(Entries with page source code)
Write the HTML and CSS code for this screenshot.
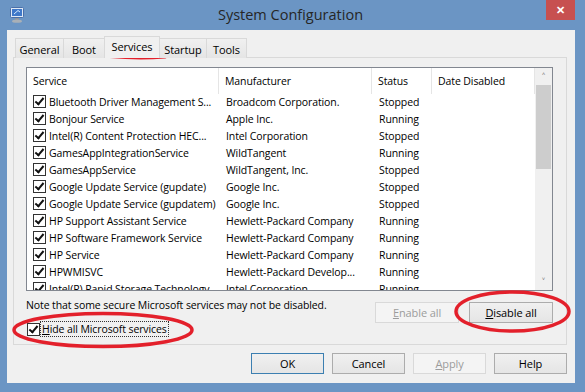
FILE: index.html
```html
<!DOCTYPE html>
<html lang="en">
<head>
  <meta charset="UTF-8">
  <title>System Configuration</title>
  <link rel="stylesheet" href="styles.css">
</head>
<body>
  <div class="window">
    <div class="titlebar">
      <svg class="app-icon" width="16" height="16" viewBox="0 0 16 16">
        <rect x="1.5" y="0.5" width="13" height="10" rx="1" fill="#dfe9f5" stroke="#4a6fa8"/>
        <rect x="3" y="2" width="10" height="7" fill="#3f78c9"/>
        <path d="M5 7 L9 3.5 L11 5" stroke="#d8ecff" stroke-width="1" fill="none"/>
        <rect x="6" y="11" width="4" height="2" fill="#8d949c"/>
        <ellipse cx="8" cy="14.2" rx="5" ry="1.6" fill="#a9b0b7"/>
      </svg>
      <div class="title">System Configuration</div>
      <div class="close">&#x2715;</div>
    </div>

    <div class="client">
      <div class="tabs">
        <div class="tab tab-general">General</div>
        <div class="tab tab-boot">Boot</div>
        <div class="tab tab-services active">Services</div>
        <div class="tab tab-startup">Startup</div>
        <div class="tab tab-tools">Tools</div>
      </div>

      <div class="panel">
        <div class="list">
          <div class="list-main">
            <div class="list-head">
              <div class="hcell">Service</div>
              <div class="hcell">Manufacturer</div>
              <div class="hcell">Status</div>
              <div class="hcell">Date Disabled</div>
            </div>
            <div class="row"><div class="cell svc"><span class="check"></span>Bluetooth Driver Management S...</div><div class="cell">Broadcom Corporation.</div><div class="cell">Stopped</div><div class="cell"></div></div>
            <div class="row"><div class="cell svc"><span class="check"></span>Bonjour Service</div><div class="cell">Apple Inc.</div><div class="cell">Running</div><div class="cell"></div></div>
            <div class="row"><div class="cell svc"><span class="check"></span>Intel(R) Content Protection HEC...</div><div class="cell">Intel Corporation</div><div class="cell">Stopped</div><div class="cell"></div></div>
            <div class="row"><div class="cell svc"><span class="check"></span>GamesAppIntegrationService</div><div class="cell">WildTangent</div><div class="cell">Running</div><div class="cell"></div></div>
            <div class="row"><div class="cell svc"><span class="check"></span>GamesAppService</div><div class="cell">WildTangent, Inc.</div><div class="cell">Stopped</div><div class="cell"></div></div>
            <div class="row"><div class="cell svc"><span class="check"></span>Google Update Service (gupdate)</div><div class="cell">Google Inc.</div><div class="cell">Stopped</div><div class="cell"></div></div>
            <div class="row"><div class="cell svc"><span class="check"></span>Google Update Service (gupdatem)</div><div class="cell">Google Inc.</div><div class="cell">Stopped</div><div class="cell"></div></div>
            <div class="row"><div class="cell svc"><span class="check"></span>HP Support Assistant Service</div><div class="cell">Hewlett-Packard Company</div><div class="cell">Running</div><div class="cell"></div></div>
            <div class="row"><div class="cell svc"><span class="check"></span>HP Software Framework Service</div><div class="cell">Hewlett-Packard Company</div><div class="cell">Running</div><div class="cell"></div></div>
            <div class="row"><div class="cell svc"><span class="check"></span>HP Service</div><div class="cell">Hewlett-Packard Company</div><div class="cell">Running</div><div class="cell"></div></div>
            <div class="row"><div class="cell svc"><span class="check"></span>HPWMISVC</div><div class="cell">Hewlett-Packard Develop...</div><div class="cell">Running</div><div class="cell"></div></div>
            <div class="row"><div class="cell svc"><span class="check"></span>Intel(R) Rapid Storage Technology</div><div class="cell">Intel Corporation</div><div class="cell">Running</div><div class="cell"></div></div>
          </div>
          <div class="scrollbar">
            <div class="arrow">&#x2c4;</div>
            <div class="thumb"></div>
            <div class="track"></div>
            <div class="arrow">&#x2c5;</div>
          </div>
        </div>

        <div class="below">
          <div class="below-left">
            <div class="note">Note that some secure Microsoft services may not be disabled.</div>
            <div class="hide-row">
              <span class="check"></span>
              <span class="focus"><u>H</u>ide all Microsoft services</span>
            </div>
          </div>
          <div class="below-right">
            <div class="btn disabled"><u>E</u>nable all</div>
            <div class="btn"><u>D</u>isable all</div>
          </div>
        </div>
      </div>

      <div class="actions">
        <div class="btn default">OK</div>
        <div class="btn">Cancel</div>
        <div class="btn disabled"><u>A</u>pply</div>
        <div class="btn">Help</div>
      </div>
    </div>
  </div>

  <svg class="marks" width="585" height="392" viewBox="0 0 585 392">
    <path d="M110 56.5 Q138 59 165 57" stroke="#e3202b" stroke-width="3" fill="none" stroke-linecap="round"/>
    <ellipse cx="103" cy="330" rx="89" ry="16.5" stroke="#e3202b" stroke-width="3.5" fill="none"/>
    <ellipse cx="512.5" cy="311.5" rx="56.5" ry="19.5" stroke="#e3202b" stroke-width="3.5" fill="none"/>
  </svg>
</body>
</html>
```

FILE: styles.css
```css
body {
  margin: 0;
  width: 585px;
  height: 392px;
  background-color: #6b95c4;
  font-family: "Open Sans", "Noto Sans", sans-serif;
  font-size: 10.5px;
  letter-spacing: -0.1px;
  color: #000;
  position: relative;
  overflow: hidden;
}

.window {
  display: flex;
  flex-direction: column;
  height: 392px;
}

.titlebar {
  height: 30px;
  display: flex;
  align-items: flex-start;
  position: relative;
}

.app-icon {
  margin: 7px 0 0 9px;
}

.title {
  flex: 1;
  text-align: center;
  font-size: 14.5px;
  letter-spacing: 0;
  color: #262626;
  margin-top: 5px;
  padding-left: 10px;
}

.close {
  width: 29px;
  height: 20px;
  margin-right: 10px;
  background-color: #c75050;
  color: #fff;
  font-size: 11px;
  font-weight: bold;
  text-align: center;
  line-height: 20px;
}

.client {
  margin: 0 10px 9px 7px;
  flex: 1;
  background-color: #f0f0f0;
  padding: 7px 8px 0 6px;
  display: flex;
  flex-direction: column;
}

/* tabs */
.tabs {
  display: flex;
  align-items: flex-end;
  height: 21px;
  margin-left: 2px;
  position: relative;
  z-index: 1;
  margin-bottom: -1px;
}

.tab {
  box-sizing: border-box;
  height: 20px;
  border: 1px solid #d9d9d9;
  border-bottom: none;
  background: linear-gradient(#f0f0f0, #e5e5e5);
  margin-right: -1px;
  text-align: center;
  line-height: 18px;
  padding-top: 2px;
  font-size: 11px;
}

.tab-general { width: 49px; }
.tab-boot { width: 42px; }
.tab-services { width: 56px; }
.tab-startup { width: 48px; }
.tab-tools { width: 41px; }

.tab.active {
  height: 22px;
  background: #f0f0f0;
  position: relative;
  z-index: 2;
  padding-top: 1px;
}

.panel {
  height: 288px;
  box-sizing: border-box;
  border: 1px solid #d9d9d9;
  background-color: #f0f0f0;
  padding: 9px 13px 0 12px;
}

/* service list */
.list {
  height: 224px;
  box-sizing: border-box;
  border: 1px solid #828790;
  background-color: #fff;
  display: flex;
}

.list-main {
  flex: 1;
  overflow: hidden;
}

.list-head,
.row {
  display: grid;
  grid-template-columns: 192px 153px 60px 103px;
}

.list-head {
  height: 25px;
}

.hcell {
  border-right: 1px solid #e5e5e5;
  padding-left: 6px;
  line-height: 26px;
}

.row {
  height: 17px;
  line-height: 18px;
}

.cell {
  padding-left: 7px;
  white-space: nowrap;
  overflow: hidden;
}

.cell.svc {
  padding-left: 6px;
  display: flex;
  align-items: center;
}

.check {
  width: 13px;
  height: 13px;
  box-sizing: border-box;
  border: 1px solid #333;
  background: #fff;
  position: relative;
  flex: none;
  margin-right: 3px;
}

.check::after {
  content: "";
  position: absolute;
  left: 3px;
  top: 0px;
  width: 3px;
  height: 7px;
  border-right: 2px solid #111;
  border-bottom: 2px solid #111;
  transform: rotate(40deg);
}

.scrollbar {
  width: 17px;
  display: flex;
  flex-direction: column;
  background-color: #f0f0f0;
}

.arrow {
  height: 17px;
  text-align: center;
  line-height: 17px;
  font-size: 11px;
  color: #606060;
}

.thumb {
  height: 84px;
  margin: 0 1px;
  background-color: #cdcdcd;
}

.track {
  flex: 1;
}

/* below the list */
.below {
  display: flex;
  justify-content: space-between;
  margin-top: 6px;
}

.note {
  line-height: 16px;
}

.hide-row {
  display: flex;
  align-items: center;
  margin-top: 9px;
  margin-left: 1px;
  line-height: 14px;
}

.hide-row .check {
  margin-right: 1px;
}

.focus {
  outline: 1px dotted #333;
  outline-offset: 0;
  padding: 0 1px;
}

.below-right {
  display: flex;
  gap: 10px;
  margin-top: 5px;
}

.below-right .btn {
  width: 84px;
}

/* buttons */
.btn {
  box-sizing: border-box;
  width: 73px;
  height: 21px;
  border: 1px solid #acacac;
  background: linear-gradient(#f0f0f0, #e5e5e5);
  text-align: center;
  line-height: 19px;
  font-size: 11px;
}

.btn.default {
  border-color: #3c7fb1;
}

.btn.disabled {
  background: #f4f4f4;
  border-color: #d9d9d9;
  color: #9c9c9c;
}

.actions {
  display: flex;
  justify-content: flex-end;
  gap: 8px;
  margin-top: 8px;
}

.marks {
  position: absolute;
  left: 0;
  top: 0;
  pointer-events: none;
}
```
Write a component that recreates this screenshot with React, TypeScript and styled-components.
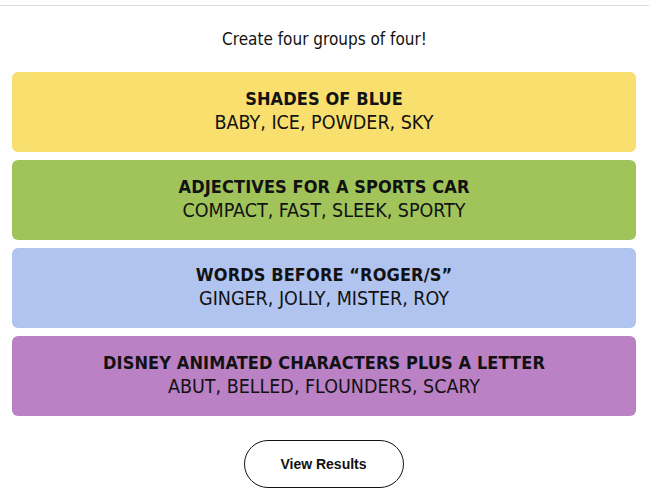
import { createGlobalStyle } from "styled-components";
import styled from "styled-components";

const GROUPS = [
  { title: "SHADES OF BLUE", words: "BABY, ICE, POWDER, SKY", color: "#f9df6d" },
  { title: "ADJECTIVES FOR A SPORTS CAR", words: "COMPACT, FAST, SLEEK, SPORTY", color: "#a0c35a" },
  { title: "WORDS BEFORE \u201CROGER/S\u201D", words: "GINGER, JOLLY, MISTER, ROY", color: "#b0c4ef" },
  { title: "DISNEY ANIMATED CHARACTERS PLUS A LETTER", words: "ABUT, BELLED, FLOUNDERS, SCARY", color: "#ba81c5" },
];

const GlobalStyle = createGlobalStyle`
  body {
    margin: 0;
    background: #ffffff;
    font-family: "DejaVu Sans Condensed", "Liberation Sans", sans-serif;
    color: #000000;
  }
`;

const App = function App() {
  return (
    <>
      <GlobalStyle />
      <Style.Page>
        <Style.TopRule />
        <Style.Prompt>Create four groups of four!</Style.Prompt>
        <Style.Board>
          {GROUPS.map((group) => (
            <Style.Card key={group.title} $color={group.color}>
              <Style.Title>{group.title}</Style.Title>
              <Style.Words>{group.words}</Style.Words>
            </Style.Card>
          ))}
        </Style.Board>
        <Style.Controls>
          <Style.ResultsButton>View Results</Style.ResultsButton>
        </Style.Controls>
      </Style.Page>
    </>
  );
};

export default App;

const Style = {
  Page: styled.main`
    width: 649px;
    display: flex;
    flex-direction: column;
  `,
  TopRule: styled.div`
    height: 5px;
    border-bottom: 1px solid #dcdcdc;
  `,
  Prompt: styled.p`
    margin: 0;
    padding-top: 24px;
    height: 42px;
    box-sizing: border-box;
    text-align: center;
    font-size: 17px;
    line-height: 18px;
    color: #121212;
  `,
  Board: styled.div`
    display: flex;
    flex-direction: column;
    gap: 8px;
    padding: 24px 13px 0 12px;
  `,
  Card: styled.div<{ $color: string }>`
    height: 80px;
    box-sizing: border-box;
    padding-bottom: 3px;
    border-radius: 6px;
    background: ${(p) => p.$color};
    display: flex;
    flex-direction: column;
    align-items: center;
    justify-content: center;
    color: #121212;
  `,
  Title: styled.div`
    font-weight: 700;
    font-size: 18px;
    letter-spacing: 0.1px;
    line-height: 24px;
  `,
  Words: styled.div`
    font-size: 19.5px;
    line-height: 24px;
  `,
  Controls: styled.div`
    display: flex;
    justify-content: center;
    padding-top: 24px;
    padding-right: 2px;
  `,
  ResultsButton: styled.button`
    width: 160px;
    height: 48px;
    border: 1px solid #121212;
    border-radius: 24px;
    background: #ffffff;
    font-family: "Liberation Sans", sans-serif;
    font-weight: 600;
    font-size: 14px;
    color: #121212;
  `,
};
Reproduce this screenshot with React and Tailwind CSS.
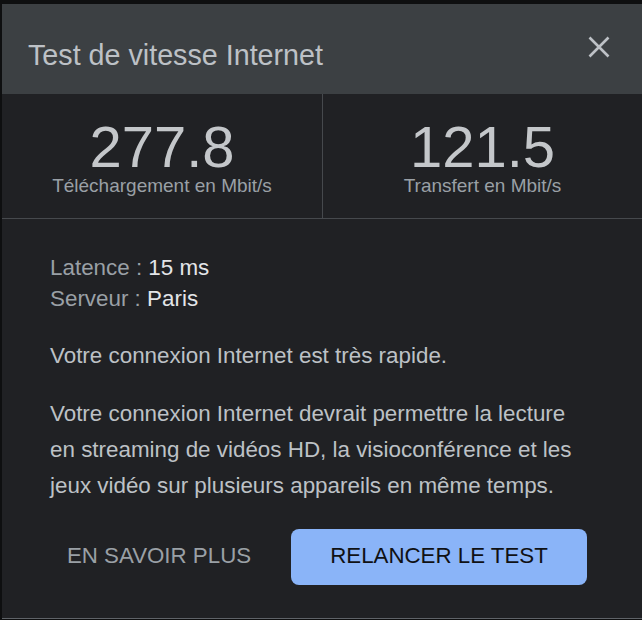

» **What is required**
From the material above, reproduce only what runs from the line holding "Write a component" down to the line holding "import styled from", both included, pictures excluded.

» **Solution**
Write a component that recreates this screenshot with React, TypeScript and styled-components.
import { createGlobalStyle } from "styled-components";
import styled from "styled-components";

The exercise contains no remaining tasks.